Spatially Resolved Gas-phase Metallicity in FIRE-2 Dwarfs: Late-Time Evolution of Metallicity Relations in Simulations with Feedback and Mergers

TL;DR

This study uses FIRE-2 simulations to analyze the spatially resolved gas-phase metallicity in dwarf galaxies, finding close agreement with observations and insights into metallicity uniformity and effects of mergers.

Contribution

It provides the first detailed comparison of spatially resolved metallicity relations in simulated dwarf galaxies with observational data, including effects of feedback and mergers.

Findings

Simulated dwarf galaxies match observed mass-metallicity relations.
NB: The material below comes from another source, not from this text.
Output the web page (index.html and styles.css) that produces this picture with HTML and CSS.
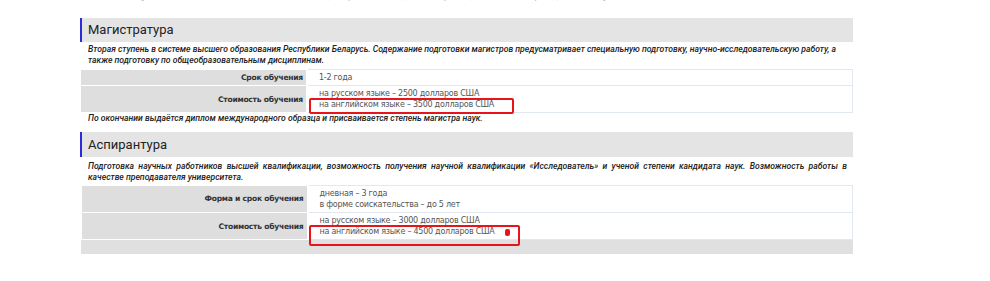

Metallicity is nearly uniform across different ISM phases within 0.1 dex.

Major mergers significantly impact metallicity distribution and trigger starbursts.

Abstract

We present an analysis of spatially resolved gas-phase metallicity relations in five dwarf galaxies ($M_{halo} \approx 10^{11} M_\odot$, $M_\star \approx 10^{8.8}-10^{9.6} M_\odot$) from the FIRE-2 (Feedback in Realistic Environments) cosmological zoom-in simulation suite, which include an explicit model for sub-grid turbulent mixing of metals in gas, near $z\approx 0$, over a period of 1.4 Gyrs, and compare our findings with observations. While these dwarf galaxies represent a diverse sample, we find that all simulated galaxies match the observed mass-metallicity (MZR) and mass-metallicity gradient (MZGR) relations. We note that in all five galaxies, the metallicities are effectively identical between phases of the interstellar medium (ISM), with 95$\%$ being within $\pm$0.1 dex between various ISM phases, including the cold and dense gas ($T < 500$ K and $n_{\rm H} > 1$ cm$^{-3}$), ionized gas (near the H$\alpha$ $T \approx 10^4$ K ridge-line), and nebular regions (ionized gas where the 10 Myr-averaged star formation rate is non-zero). We find that most of the scatter in relative metallicity between cold and dense gas and ionized gas/nebular regions can be attributed to either local starburst events or metal-poor inflows. We also note the presence of a major merger in one of our galaxies, m11e, with a substantial impact on the metallicity distribution in the spatially resolved map, showing two strong metallicity peaks and triggering a starburst in the main galaxy.